TASK PROMPT: Copy the data that follows, character for character, minus the pictures.

INFORMATION SHOWN:
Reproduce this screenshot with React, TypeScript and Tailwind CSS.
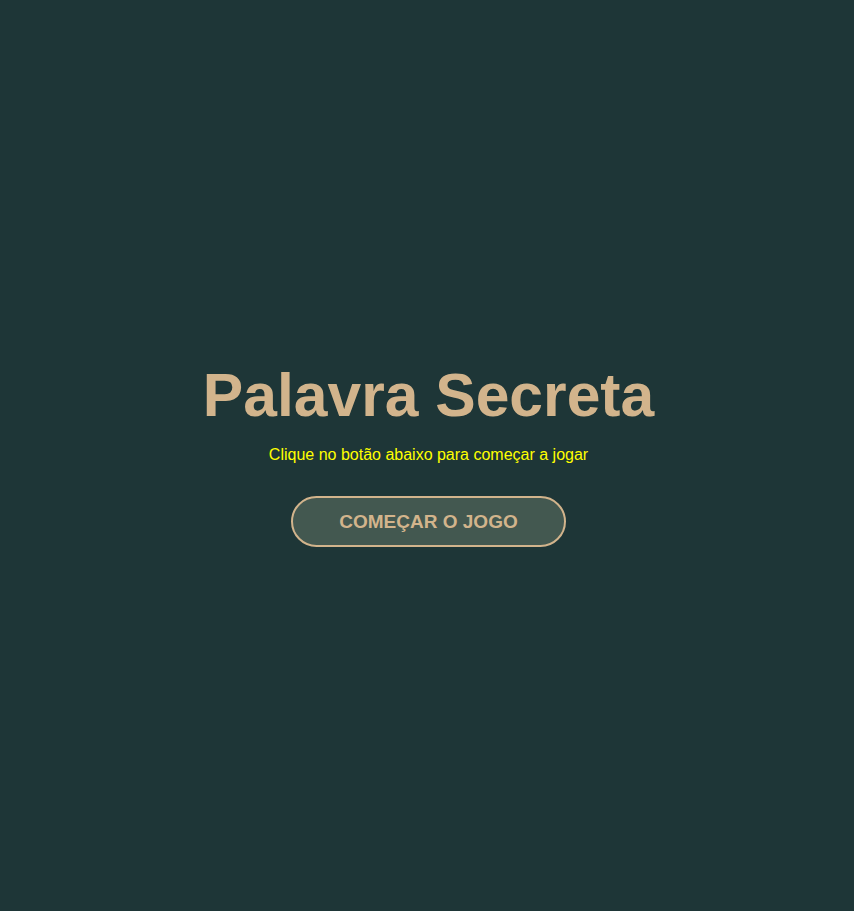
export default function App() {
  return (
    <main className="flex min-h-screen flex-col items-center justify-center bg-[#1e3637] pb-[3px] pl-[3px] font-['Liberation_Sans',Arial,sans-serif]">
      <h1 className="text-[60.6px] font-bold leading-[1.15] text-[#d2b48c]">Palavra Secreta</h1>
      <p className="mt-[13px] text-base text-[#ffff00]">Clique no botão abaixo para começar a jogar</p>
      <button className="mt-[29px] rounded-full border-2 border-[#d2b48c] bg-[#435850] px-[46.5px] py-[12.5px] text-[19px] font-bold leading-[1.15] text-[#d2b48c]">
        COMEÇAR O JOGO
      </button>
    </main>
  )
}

TASK OUTPUT:
Reproduce this screenshot with React, TypeScript and Tailwind CSS.
export default function App() {
  return (
    <main className="flex min-h-screen flex-col items-center justify-center bg-[#1e3637] pb-[3px] pl-[3px] font-['Liberation_Sans',Arial,sans-serif]">
      <h1 className="text-[60.6px] font-bold leading-[1.15] text-[#d2b48c]">Palavra Secreta</h1>
      <p className="mt-[13px] text-base text-[#ffff00]">Clique no botão abaixo para começar a jogar</p>
      <button className="mt-[29px] rounded-full border-2 border-[#d2b48c] bg-[#435850] px-[46.5px] py-[12.5px] text-[19px] font-bold leading-[1.15] text-[#d2b48c]">
        COMEÇAR O JOGO
      </button>
    </main>
  )
}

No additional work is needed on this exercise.